Transgender Day of Remembrance
Content note: this post will discuss mental health, suicide, murder, transphobia, violence, and death.
This blog post was written by Jo Gower, committee member of Amnesty UK’s Rainbow/LGBTI Network.
What is Transgender Day of Remembrance?
Transgender Day of Remembrance (TDOR) is an international day held on the 20th November to remember and stand in solidarity with our trans siblings whose lives have been lost due to anti-transgender hatred and violence. Transgender Day of Remembrance was originally started in 1999 by trans activist Gwendolyn Ann Smith, to honour Rita Hester who was killed the year before. This tradition has continued on to this day but, sadly, the list of trans deaths is still extensive and rates of mental illness and suicide among the trans population are high.

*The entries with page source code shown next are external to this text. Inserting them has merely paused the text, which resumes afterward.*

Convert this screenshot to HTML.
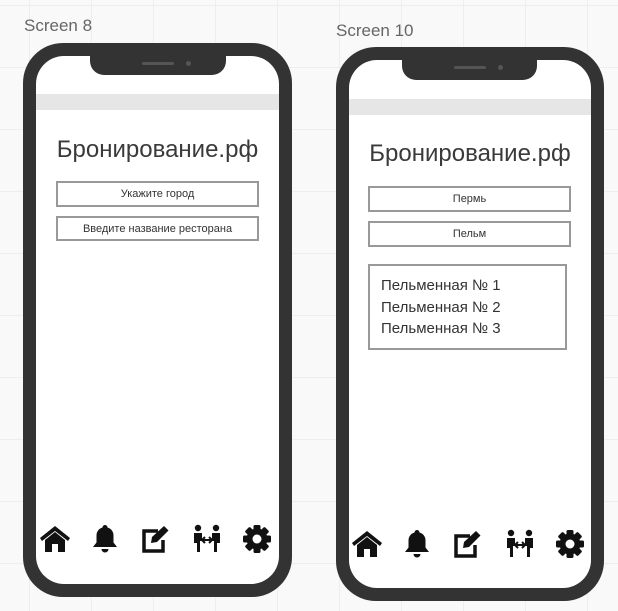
<!DOCTYPE html>
<html><head><meta charset="utf-8"><style>
body{margin:0;width:618px;height:611px;overflow:hidden;background:#f9f9f9;position:relative;font-family:"Liberation Sans","Noto Sans CJK SC",sans-serif;
background-image:linear-gradient(#eeeeee 1px,transparent 1px),linear-gradient(90deg,#eeeeee 1px,transparent 1px);background-size:62px 62px;background-position:29px 5px}
.lbl{position:absolute;font-size:17px;color:#666}
.ph{position:absolute;background:#333;border-radius:40px}
.sc{position:absolute;background:#fff;border-radius:28px;overflow:hidden}
.notch{position:absolute;background:#333;border-radius:0 0 14px 14px;top:0}
.bar{position:absolute;left:0;right:0;height:16px;background:#e6e6e6}
.t{position:absolute;left:0;right:0;text-align:center;font-size:24px;color:#3a3a3a}
.b{position:absolute;border:2px solid #999;box-sizing:border-box;font-size:11px;color:#333;text-align:center;line-height:22px}
.lst{position:absolute;border:2px solid #999;box-sizing:border-box;font-size:15px;color:#333;padding:9px 0 0 11px;line-height:21.5px}
.ic{position:absolute;width:32px;height:32px}
</style></head><body>
<div class="lbl" style="left:24px;top:16px">Screen 8</div>
<div class="lbl" style="left:336px;top:21px">Screen 10</div>

<div class="ph" style="left:23px;top:43px;width:269px;height:554px"></div>
<div class="sc" style="left:36px;top:56px;width:243px;height:528px">
 <div class="notch" style="left:54px;width:136px;height:19px"><div style="position:absolute;left:52px;top:6px;width:32px;height:3px;background:#555;border-radius:2px"></div><div style="position:absolute;left:96px;top:5px;width:5px;height:5px;background:#555;border-radius:50%"></div></div>
 <div class="bar" style="top:38px"></div>
 <div class="t" style="top:80px">Бронирование.рф</div>
 <div class="b" style="left:20px;top:125px;width:203px;height:26px">Укажите город</div>
 <div class="b" style="left:20px;top:160px;width:203px;height:25px">Введите название ресторана</div>
</div>

<div class="ph" style="left:336px;top:47px;width:268px;height:554px"></div>
<div class="sc" style="left:349px;top:60px;width:242px;height:528px">
 <div class="notch" style="left:53px;width:135px;height:20px"><div style="position:absolute;left:52px;top:6px;width:32px;height:3px;background:#555;border-radius:2px"></div><div style="position:absolute;left:96px;top:5px;width:5px;height:5px;background:#555;border-radius:50%"></div></div>
 <div class="bar" style="top:39px"></div>
 <div class="t" style="top:80px">Бронирование.рф</div>
 <div class="b" style="left:19px;top:126px;width:203px;height:26px">Пермь</div>
 <div class="b" style="left:19px;top:161px;width:203px;height:26px">Пельм</div>
 <div class="lst" style="left:19px;top:204px;width:199px;height:86px">Пельменная № 1<br>Пельменная № 2<br>Пельменная № 3</div>
</div>

<svg width="0" height="0" style="position:absolute"><defs>
<g id="home"><path d="M1 15 L16 3 L31 15 L29 18 L16 8 L3 18Z M6 17 L16 9 L26 17 V29 H19 V21 H13 V29 H6Z" fill="#111"/></g>
<g id="bell"><path d="M16 2a2.5 2.5 0 0 1 2.5 2.5 a8 8 0 0 1 6 8 v7 l3.5 4.5 H4 l3.5-4.5 v-7 a8 8 0 0 1 6-8 a2.5 2.5 0 0 1 2.5-2.5Z M12.5 26 h7 a3.5 3.5 0 0 1-7 0Z" fill="#111"/></g>
<g id="edit"><path d="M19 8 H5 V28 H24 V17" fill="none" stroke="#111" stroke-width="3.5"/><path d="M25 3 L29.5 7.5 L18 19 L12 20 L13 14Z" fill="#111"/></g>
<g id="ppl"><circle cx="7" cy="5" r="3.2" fill="#111"/><circle cx="25" cy="5" r="3.2" fill="#111"/><path d="M3 10h8v8h-2v11h-3v-9h-3Z M29 10h-8v8h2v11h3v-9h3Z" fill="#111"/><path d="M11 17h10 M11 17l3-3 M11 17l3 3 M21 17l-3-3 M21 17l-3 3" stroke="#111" stroke-width="2" fill="none"/></g>
<g id="gear"><g fill="#111"><rect x="12.5" y="2" width="7" height="28" rx="1.5"/><rect x="12.5" y="2" width="7" height="28" rx="1.5" transform="rotate(45 16 16)"/><rect x="12.5" y="2" width="7" height="28" rx="1.5" transform="rotate(90 16 16)"/><rect x="12.5" y="2" width="7" height="28" rx="1.5" transform="rotate(135 16 16)"/><circle cx="16" cy="16" r="10.5"/></g><circle cx="16" cy="16" r="4.5" fill="#fff"/></g>
</defs></svg>
<svg class="ic" style="left:39px;top:523px"><use href="#home"/></svg>
<svg class="ic" style="left:89px;top:523px"><use href="#bell"/></svg>
<svg class="ic" style="left:139px;top:523px"><use href="#edit"/></svg>
<svg class="ic" style="left:191px;top:523px"><use href="#ppl"/></svg>
<svg class="ic" style="left:241px;top:523px"><use href="#gear"/></svg>
<svg class="ic" style="left:351px;top:528px"><use href="#home"/></svg>
<svg class="ic" style="left:401px;top:528px"><use href="#bell"/></svg>
<svg class="ic" style="left:451px;top:528px"><use href="#edit"/></svg>
<svg class="ic" style="left:504px;top:528px"><use href="#ppl"/></svg>
<svg class="ic" style="left:554px;top:528px"><use href="#gear"/></svg>
</body></html>
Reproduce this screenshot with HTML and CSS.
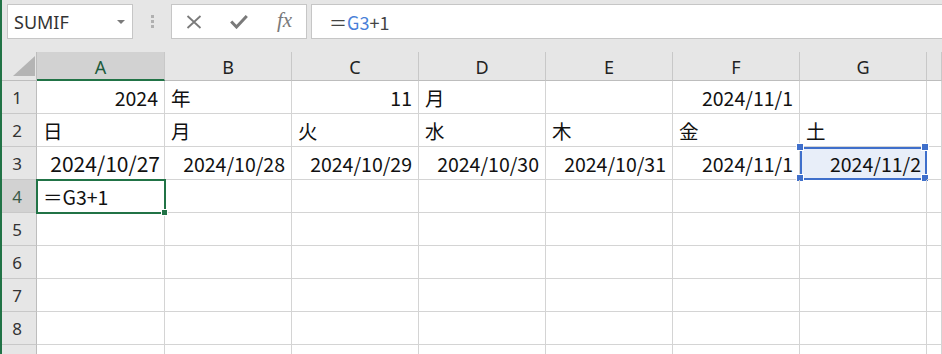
FILE: index.html
```html
<!DOCTYPE html>
<html>
<head>
    <title>Book1 - Excel</title>
    <link rel="stylesheet" href="styles.css">
</head>
<body>
    <div class="app">
        <div class="toolbar">
            <div class="namebox">
                <span>SUMIF</span>
                <span class="caret"></span>
            </div>
            <div class="grip"><i></i><i></i><i></i></div>
            <div class="fxbuttons">
                <svg class="ico" width="16" height="14" viewBox="0 0 16 14">
                    <path d="M1.5 1 L14.5 13 M14.5 1 L1.5 13" stroke="#7a7a7a" stroke-width="1.8" fill="none"/>
                </svg>
                <svg class="ico" width="18" height="14" viewBox="0 0 18 14">
                    <path d="M1.2 6.5 L6.5 12 L16.8 1" stroke="#7a7a7a" stroke-width="3" fill="none"/>
                </svg>
                <span class="fx">fx</span>
            </div>
            <div class="formula">
                <span>＝</span><span class="ref">G3</span><span>+1</span>
            </div>
        </div>

        <div class="sheet">
            <div class="corner"><span class="tri"></span></div>
            <div class="colhead selected">A</div>
            <div class="colhead">B</div>
            <div class="colhead">C</div>
            <div class="colhead">D</div>
            <div class="colhead">E</div>
            <div class="colhead">F</div>
            <div class="colhead">G</div>
            <div class="colhead"></div>

            <div class="rowhead">1</div>
            <div class="cell num">2024</div>
            <div class="cell">年</div>
            <div class="cell num">11</div>
            <div class="cell">月</div>
            <div class="cell"></div>
            <div class="cell num">2024/11/1</div>
            <div class="cell"></div>
            <div class="cell"></div>

            <div class="rowhead">2</div>
            <div class="cell">日</div>
            <div class="cell">月</div>
            <div class="cell">火</div>
            <div class="cell">水</div>
            <div class="cell">木</div>
            <div class="cell">金</div>
            <div class="cell">土</div>
            <div class="cell"></div>

            <div class="rowhead">3</div>
            <div class="cell num big">2024/10/27</div>
            <div class="cell num">2024/10/28</div>
            <div class="cell num">2024/10/29</div>
            <div class="cell num">2024/10/30</div>
            <div class="cell num">2024/10/31</div>
            <div class="cell num">2024/11/1</div>
            <div class="cell num ref-range">
                2024/11/2
                <i class="h tl"></i><i class="h tr"></i><i class="h bl"></i><i class="h br"></i>
            </div>
            <div class="cell"></div>

            <div class="rowhead selected">4</div>
            <div class="cell active">＝G3+1<i class="fill"></i></div>
            <div class="cell"></div>
            <div class="cell"></div>
            <div class="cell"></div>
            <div class="cell"></div>
            <div class="cell"></div>
            <div class="cell"></div>
            <div class="cell"></div>

            <div class="rowhead">5</div>
            <div class="cell"></div><div class="cell"></div><div class="cell"></div><div class="cell"></div>
            <div class="cell"></div><div class="cell"></div><div class="cell"></div><div class="cell"></div>

            <div class="rowhead">6</div>
            <div class="cell"></div><div class="cell"></div><div class="cell"></div><div class="cell"></div>
            <div class="cell"></div><div class="cell"></div><div class="cell"></div><div class="cell"></div>

            <div class="rowhead">7</div>
            <div class="cell"></div><div class="cell"></div><div class="cell"></div><div class="cell"></div>
            <div class="cell"></div><div class="cell"></div><div class="cell"></div><div class="cell"></div>

            <div class="rowhead">8</div>
            <div class="cell"></div><div class="cell"></div><div class="cell"></div><div class="cell"></div>
            <div class="cell"></div><div class="cell"></div><div class="cell"></div><div class="cell"></div>

            <!-- row 9 is cut off by the window, only its lines show -->
            <div class="rowhead"></div>
            <div class="cell"></div><div class="cell"></div><div class="cell"></div><div class="cell"></div>
            <div class="cell"></div><div class="cell"></div><div class="cell"></div><div class="cell"></div>
        </div>
    </div>
</body>
</html>
```

FILE: styles.css
```css
body {
    margin: 0;
    padding: 0;
    overflow: hidden;
    background: #fff;
    font-family: "Noto Sans CJK JP", sans-serif;
}
.app {
    width: 942px;
    height: 354px;
    border-left: 2px solid #217346;
    box-sizing: border-box;
    overflow: hidden;
}
.toolbar {
    height: 52px;
    background: #e6e6e6;
    display: flex;
    align-items: flex-start;
    padding-top: 4px;
    box-sizing: border-box;
}
.namebox {
    margin-left: 5px;
    width: 126px;
    height: 35px;
    box-sizing: border-box;
    background: #fff;
    border: 1px solid #c6c6c6;
    display: flex;
    align-items: center;
    justify-content: space-between;
    padding: 0 7px 0 6px;
    font-family: "Noto Sans", sans-serif;
    font-size: 18px;
    color: #333;
}
.caret {
    width: 0;
    height: 0;
    border-left: 4px solid transparent;
    border-right: 4px solid transparent;
    border-top: 4px solid #7a7a7a;
}
.grip {
    width: 38px;
    height: 35px;
    display: flex;
    flex-direction: column;
    align-items: center;
    justify-content: center;
    gap: 2px;
}
.grip i {
    width: 3px;
    height: 3px;
    background: #b0b0b0;
}
.fxbuttons {
    width: 136px;
    height: 35px;
    box-sizing: border-box;
    background: #fff;
    border: 1px solid #c6c6c6;
    display: flex;
    align-items: center;
    padding-left: 14px;
    gap: 28px;
}
.fx {
    font-family: "Liberation Serif", serif;
    font-style: italic;
    font-size: 21px;
    color: #7a7a7a;
    margin-left: 1px;
    margin-top: -2px;
}
.formula {
    flex: 1;
    margin-left: 4px;
    height: 35px;
    box-sizing: border-box;
    background: #fff;
    border: 1px solid #c6c6c6;
    border-right: none;
    display: flex;
    align-items: center;
    padding-left: 17px;
    font-size: 18px;
    color: #444;
}
.formula .ref {
    color: #4a7fd8;
}

.sheet {
    display: grid;
    grid-template-columns: 35px 128px repeat(6, 127px) 1fr;
    grid-template-rows: 29px repeat(9, 33px);
}
.corner {
    background: #e6e6e6;
    border-right: 1px solid #bdbdbd;
    border-bottom: 1px solid #bdbdbd;
    position: relative;
}
.tri {
    position: absolute;
    right: 1px;
    bottom: 4px;
    width: 0;
    height: 0;
    border-left: 22px solid transparent;
    border-bottom: 20px solid #b4b4b4;
}
.colhead {
    background: #e6e6e6;
    border-right: 1px solid #c8c8c8;
    border-bottom: 1px solid #bdbdbd;
    display: flex;
    align-items: center;
    justify-content: center;
    font-family: "Noto Sans", sans-serif;
    font-size: 18px;
    color: #222;
    padding-top: 2px;
    box-sizing: border-box;
}
.colhead.selected {
    background: #d2d2d2;
    border-bottom: 2px solid #217346;
    color: #1d5b3c;
}
.rowhead {
    background: #e6e6e6;
    border-right: 1px solid #bdbdbd;
    border-bottom: 1px solid #c8c8c8;
    display: flex;
    align-items: center;
    justify-content: center;
    font-family: "Noto Sans", sans-serif;
    font-size: 17px;
    color: #333;
    padding-right: 4px;
    box-sizing: border-box;
}
.rowhead.selected {
    background: #d2d2d2;
    color: #3a5a48;
}
.cell {
    border-right: 1px solid #d4d4d4;
    border-bottom: 1px solid #d4d4d4;
    display: flex;
    align-items: center;
    padding: 0 6px;
    font-size: 19.5px;
    color: #111;
    white-space: nowrap;
    position: relative;
    box-sizing: border-box;
}
.cell.num {
    justify-content: flex-end;
}
.cell.big {
    font-size: 21px;
    padding-right: 4px;
}
.ref-range {
    background: #e8eef9;
    outline: 2px solid #3f6fcb;
    outline-offset: -2px;
    padding-right: 5px;
}
.h {
    position: absolute;
    width: 6px;
    height: 6px;
    background: #3f6fcb;
    border: 1px solid #fff;
}
.tl { left: -4px; top: -4px; }
.tr { right: -3px; top: -4px; }
.bl { left: -4px; bottom: -3px; }
.br { right: -3px; bottom: -3px; }
.active {
    outline: 2px solid #217346;
    outline-offset: -1px;
    z-index: 2;
}
.fill {
    position: absolute;
    right: -4px;
    bottom: -4px;
    width: 5px;
    height: 5px;
    background: #217346;
    border: 1px solid #fff;
}
```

It is my belief that on TDOR we have a duty not only to remember those we have lost, but also stand together with those who are fighting to have their basic rights respected and upheld. A recent study has shown that approximately half of teenage trans men and boys have attempted suicide at least once, with 42% of non-binary teenagers and 30% of teenage trans women and girls also having at least one prior suicide attempt. Trans lives lost to suicide are not included in the list of names below, but I feel it is important to remember the very real impact anti-trans hatred and bigotry can have on the lives of our trans siblings, particularly in today’s media climate of outright hostility and bias. The social implications of anti-trans hatred are startling. Research by Stonewall (2017) has shown 1/8th of trans employees have been physically attacked by a colleague or customer in the last year, and 51% of trans people have hidden their identity at work for fear of discrimination. Further to this, a quarter of trans people have experienced homelessness, making them among the most vulnerable groups in Britain, and 28% of trans people in a relationship in the last year have faced abuse from an intimate partner.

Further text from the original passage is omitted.